WHAT IS BEING ASKED:
Report, as a bare number, how many lines hold "index".

━━━━━━

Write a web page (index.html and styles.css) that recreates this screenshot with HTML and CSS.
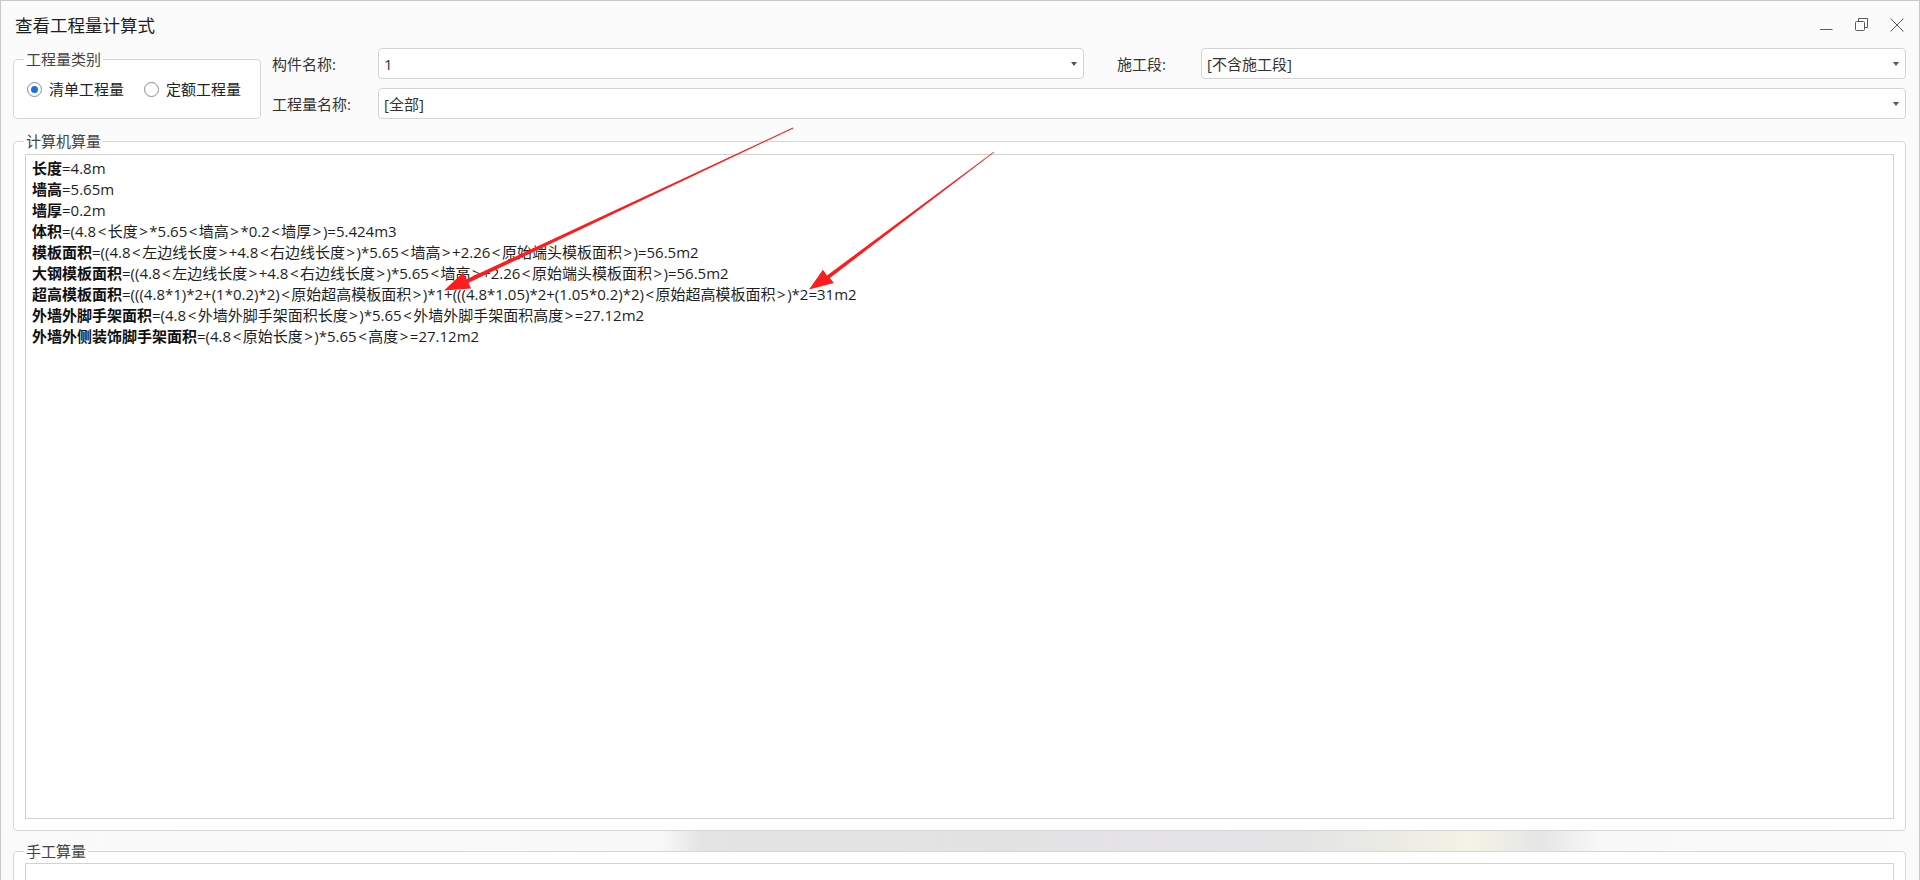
FILE: index.html
```html
<!DOCTYPE html>
<html lang="zh-CN">
<head>
<meta charset="utf-8">
<title>查看工程量计算式</title>
<link rel="stylesheet" href="styles.css">
</head>
<body>
<div class="window">
  <div class="titlebar">
    <span class="title">查看工程量计算式</span>
    <div class="controls">
      <svg class="ctl" width="14" height="14" viewBox="0 0 14 14"><path d="M0 11.5H12.5" /></svg>
      <svg class="ctl" width="14" height="14" viewBox="0 0 14 14"><path d="M3.5 3V0.5H12.5V9.5H10" /><rect x="0.5" y="3.5" width="9" height="9" rx="1" /></svg>
      <svg class="ctl" width="14" height="14" viewBox="0 0 14 14"><path d="M0.5 0.5L13.5 13.5M13.5 0.5L0.5 13.5" /></svg>
    </div>
  </div>

  <div class="header">
    <fieldset class="group type-group">
      <legend>工程量类别</legend>
      <div class="radios">
        <label class="radio checked"><span class="dot"></span>清单工程量</label>
        <label class="radio"><span class="dot"></span>定额工程量</label>
      </div>
    </fieldset>
    <div class="form">
      <span class="lbl">构件名称:</span>
      <div class="combo"><span>1</span><i class="arrow"></i></div>
      <span class="lbl lbl-seg">施工段:</span>
      <div class="combo"><span>[不含施工段]</span><i class="arrow"></i></div>
      <span class="lbl">工程量名称:</span>
      <div class="combo wide"><span>[全部]</span><i class="arrow"></i></div>
    </div>
  </div>

  <fieldset class="group calc-group">
    <legend>计算机算量</legend>
    <div class="calc-box">
      <div class="line"><b>长度</b>=4.8m</div>
      <div class="line"><b>墙高</b>=5.65m</div>
      <div class="line"><b>墙厚</b>=0.2m</div>
      <div class="line"><b>体积</b>=(4.8<span class="op">&lt;</span>长度<span class="op">&gt;</span>*5.65<span class="op">&lt;</span>墙高<span class="op">&gt;</span>*0.2<span class="op">&lt;</span>墙厚<span class="op">&gt;</span>)=5.424m3</div>
      <div class="line"><b>模板面积</b>=((4.8<span class="op">&lt;</span>左边线长度<span class="op">&gt;</span>+4.8<span class="op">&lt;</span>右边线长度<span class="op">&gt;</span>)*5.65<span class="op">&lt;</span>墙高<span class="op">&gt;</span>+2.26<span class="op">&lt;</span>原始端头模板面积<span class="op">&gt;</span>)=56.5m2</div>
      <div class="line"><b>大钢模板面积</b>=((4.8<span class="op">&lt;</span>左边线长度<span class="op">&gt;</span>+4.8<span class="op">&lt;</span>右边线长度<span class="op">&gt;</span>)*5.65<span class="op">&lt;</span>墙高<span class="op">&gt;</span>+2.26<span class="op">&lt;</span>原始端头模板面积<span class="op">&gt;</span>)=56.5m2</div>
      <div class="line"><b>超高模板面积</b>=(((4.8*1)*2+(1*0.2)*2)<span class="op">&lt;</span>原始超高模板面积<span class="op">&gt;</span>)*1+(((4.8*1.05)*2+(1.05*0.2)*2)<span class="op">&lt;</span>原始超高模板面积<span class="op">&gt;</span>)*2=31m2</div>
      <div class="line"><b>外墙外脚手架面积</b>=(4.8<span class="op">&lt;</span>外墙外脚手架面积长度<span class="op">&gt;</span>)*5.65<span class="op">&lt;</span>外墙外脚手架面积高度<span class="op">&gt;</span>=27.12m2</div>
      <div class="line"><b>外墙外侧装饰脚手架面积</b>=(4.8<span class="op">&lt;</span>原始长度<span class="op">&gt;</span>)*5.65<span class="op">&lt;</span>高度<span class="op">&gt;</span>=27.12m2</div>
    </div>
  </fieldset>

  <div class="lower">
    <fieldset class="group manual-group">
      <legend>手工算量</legend>
      <div class="manual-box"></div>
    </fieldset>
  </div>

  <svg class="arrows" width="1920" height="880" viewBox="0 0 1920 880">
    <polygon points="792.8,127.6 466.5,279.3 463.2,272.4 444,290.5 471.1,288.6 468.5,282.8 793.2,128.4" />
    <polygon points="993.7,151.7 827.0,275.5 822.9,269.7 809,289.5 833.8,283.0 829.9,277.9 994.3,152.3" />
  </svg>
</div>
</body>
</html>
```

FILE: styles.css
```css
* {
  box-sizing: border-box;
}

html,
body {
  margin: 0;
  padding: 0;
}

body {
  width: 1920px;
  height: 880px;
  overflow: hidden;
  background: #ffffff;
  font-family: "Open Sans", "Noto Sans CJK SC", "Microsoft YaHei", sans-serif;
  color: #222;
}

.window {
  position: relative;
  width: 1920px;
  height: 880px;
  border: 1px solid #c9c9c9;
  border-bottom: 0;
  background: #fbfbfb;
  overflow: hidden;
  display: flex;
  flex-direction: column;
}

/* title bar */
.titlebar {
  height: 47px;
  flex: none;
  display: flex;
  align-items: center;
  justify-content: space-between;
  padding: 0 15px 0 14px;
}

.title {
  font-size: 17.5px;
  line-height: 22px;
  color: #1e1e1e;
}

.controls {
  display: flex;
  align-items: center;
  gap: 21px;
}

.ctl {
  display: block;
  fill: none;
  stroke: #5a5a5a;
  stroke-width: 1;
}

/* header */
.header {
  flex: none;
  height: 71px;
  display: flex;
  padding: 0 13px 0 12px;
}

.group {
  margin: 0;
  padding: 0;
  min-width: 0;
  border: 1px solid #d6d6d6;
  border-radius: 4px;
  background: #ffffff;
}

.group legend {
  margin-left: 10px;
  padding: 0 2px;
  font-size: 15px;
  line-height: 18px;
  color: #444;
}

.type-group {
  width: 248px;
  margin-top: 2px;
  align-self: flex-start;
}

.radios {
  display: flex;
  align-items: center;
  padding: 12px 0 20px 13px;
}

.radio {
  display: inline-flex;
  align-items: center;
  gap: 7px;
  font-size: 15px;
  line-height: 18px;
  color: #222;
}

.radio + .radio {
  margin-left: 20px;
}

.dot {
  position: relative;
  width: 15px;
  height: 15px;
  border: 1px solid #8a8a8a;
  border-radius: 50%;
  background: #fff;
}

.radio.checked .dot {
  border-color: #7d8da0;
}

.radio.checked .dot::after {
  content: "";
  position: absolute;
  left: 3px;
  top: 3px;
  width: 7px;
  height: 7px;
  border-radius: 50%;
  background: #1f6fe0;
}

.form {
  flex: 1;
  margin-left: 11px;
  display: grid;
  grid-template-columns: 106px 706px 117px 1fr;
  grid-template-rows: 31px 31px;
  row-gap: 9px;
  align-items: center;
}

.lbl {
  font-size: 15px;
  line-height: 18px;
  color: #333;
}

.lbl-seg {
  padding-left: 33px;
}

.combo {
  height: 31px;
  display: flex;
  align-items: center;
  justify-content: space-between;
  padding: 0 6px 0 5px;
  border: 1px solid #d3d3d3;
  border-radius: 4px;
  background: #fff;
  font-size: 15px;
  color: #333;
}

.combo.wide {
  grid-column: 2 / -1;
}

.arrow {
  width: 0;
  height: 0;
  border-left: 3.5px solid transparent;
  border-right: 3.5px solid transparent;
  border-top: 4px solid #555;
}

/* computed quantities */
.calc-group {
  flex: none;
  margin: 13px 13px 0 12px;
  padding: 4px 11px 11px;
}

.calc-group legend,
.manual-group legend {
  margin-left: -1px;
}

.calc-box {
  height: 665px;
  padding: 3px 6px;
  border: 1px solid #d2d2d2;
  background: #fff;
  font-size: 15px;
  line-height: 21px;
  color: #1e1e1e;
}

.line {
  white-space: nowrap;
}

.line b {
  font-weight: 700;
  color: #111;
}

.op {
  margin: 0 1.5px;
}

/* manual quantities */
.lower {
  flex: 1;
  padding: 11px 13px 0 12px;
  background: linear-gradient(90deg, #fafafa 0, #f8f8f8 660px, #e4e4e4 700px, #e2e2e2 1000px, #e5e3e8 1150px, #e4e4e4 1300px, #ecece4 1400px, #f3f3e6 1470px, #e6e6e6 1540px, #f8f8f8 1600px, #fafafa 100%);
}

.manual-group {
  padding: 3px 11px 0;
  height: 300px;
}

.manual-box {
  height: 300px;
  border: 1px solid #d2d2d2;
  background: #fff;
}

/* annotation arrows */
.arrows {
  position: absolute;
  left: -1px;
  top: -1px;
  pointer-events: none;
}

.arrows polygon {
  fill: #ff1c1c;
}
```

━━━━━━

RESPONSE BELOW:
2